[Front-end source files]
========

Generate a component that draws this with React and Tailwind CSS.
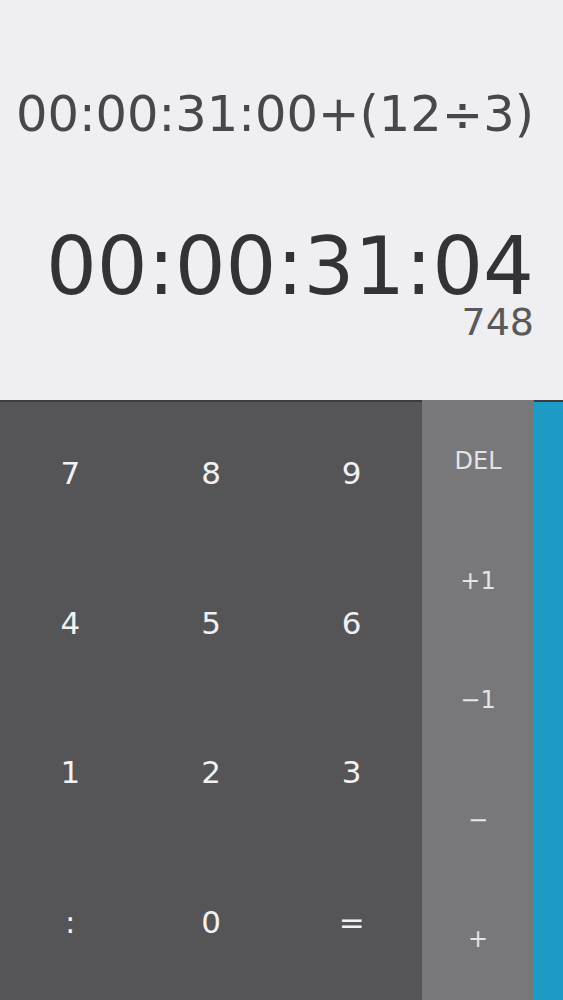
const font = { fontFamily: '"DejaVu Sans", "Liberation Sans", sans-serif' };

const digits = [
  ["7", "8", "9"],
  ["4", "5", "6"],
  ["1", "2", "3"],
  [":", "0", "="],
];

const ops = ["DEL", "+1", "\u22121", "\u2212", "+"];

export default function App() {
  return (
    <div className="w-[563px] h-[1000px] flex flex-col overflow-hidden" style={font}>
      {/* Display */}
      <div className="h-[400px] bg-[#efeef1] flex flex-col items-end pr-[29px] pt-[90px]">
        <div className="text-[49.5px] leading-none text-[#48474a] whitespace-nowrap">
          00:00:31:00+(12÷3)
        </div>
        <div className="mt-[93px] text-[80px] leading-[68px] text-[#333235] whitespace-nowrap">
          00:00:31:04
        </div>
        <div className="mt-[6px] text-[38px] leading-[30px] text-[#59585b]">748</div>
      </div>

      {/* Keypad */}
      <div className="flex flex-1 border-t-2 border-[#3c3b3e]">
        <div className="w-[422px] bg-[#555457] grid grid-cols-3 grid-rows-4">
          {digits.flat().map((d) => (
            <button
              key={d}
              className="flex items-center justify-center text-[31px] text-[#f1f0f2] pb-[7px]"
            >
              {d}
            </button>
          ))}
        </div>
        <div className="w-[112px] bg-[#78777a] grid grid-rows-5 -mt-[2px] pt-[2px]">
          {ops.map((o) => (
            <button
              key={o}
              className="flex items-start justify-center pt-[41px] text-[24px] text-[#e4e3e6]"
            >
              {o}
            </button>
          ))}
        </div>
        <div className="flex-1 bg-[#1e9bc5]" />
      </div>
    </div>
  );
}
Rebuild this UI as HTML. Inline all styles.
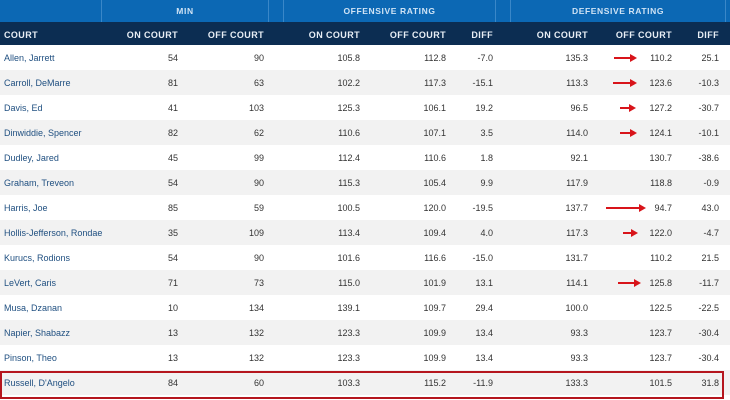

========

THE TASK: Omit pictures; set down the rest of the material word for word.

THE RESULT:
Generate a component that draws this with React and Tailwind CSS.
const font = { fontFamily: '"DejaVu Sans", "Liberation Sans", sans-serif' };

const digits = [
  ["7", "8", "9"],
  ["4", "5", "6"],
  ["1", "2", "3"],
  [":", "0", "="],
];

const ops = ["DEL", "+1", "\u22121", "\u2212", "+"];

export default function App() {
  return (
    <div className="w-[563px] h-[1000px] flex flex-col overflow-hidden" style={font}>
      {/* Display */}
      <div className="h-[400px] bg-[#efeef1] flex flex-col items-end pr-[29px] pt-[90px]">
        <div className="text-[49.5px] leading-none text-[#48474a] whitespace-nowrap">
          00:00:31:00+(12÷3)
        </div>
        <div className="mt-[93px] text-[80px] leading-[68px] text-[#333235] whitespace-nowrap">
          00:00:31:04
        </div>
        <div className="mt-[6px] text-[38px] leading-[30px] text-[#59585b]">748</div>
      </div>

      {/* Keypad */}
      <div className="flex flex-1 border-t-2 border-[#3c3b3e]">
        <div className="w-[422px] bg-[#555457] grid grid-cols-3 grid-rows-4">
          {digits.flat().map((d) => (
            <button
              key={d}
              className="flex items-center justify-center text-[31px] text-[#f1f0f2] pb-[7px]"
            >
              {d}
            </button>
          ))}
        </div>
        <div className="w-[112px] bg-[#78777a] grid grid-rows-5 -mt-[2px] pt-[2px]">
          {ops.map((o) => (
            <button
              key={o}
              className="flex items-start justify-center pt-[41px] text-[24px] text-[#e4e3e6]"
            >
              {o}
            </button>
          ))}
        </div>
        <div className="flex-1 bg-[#1e9bc5]" />
      </div>
    </div>
  );
}
Rebuild this UI as HTML. Inline all styles.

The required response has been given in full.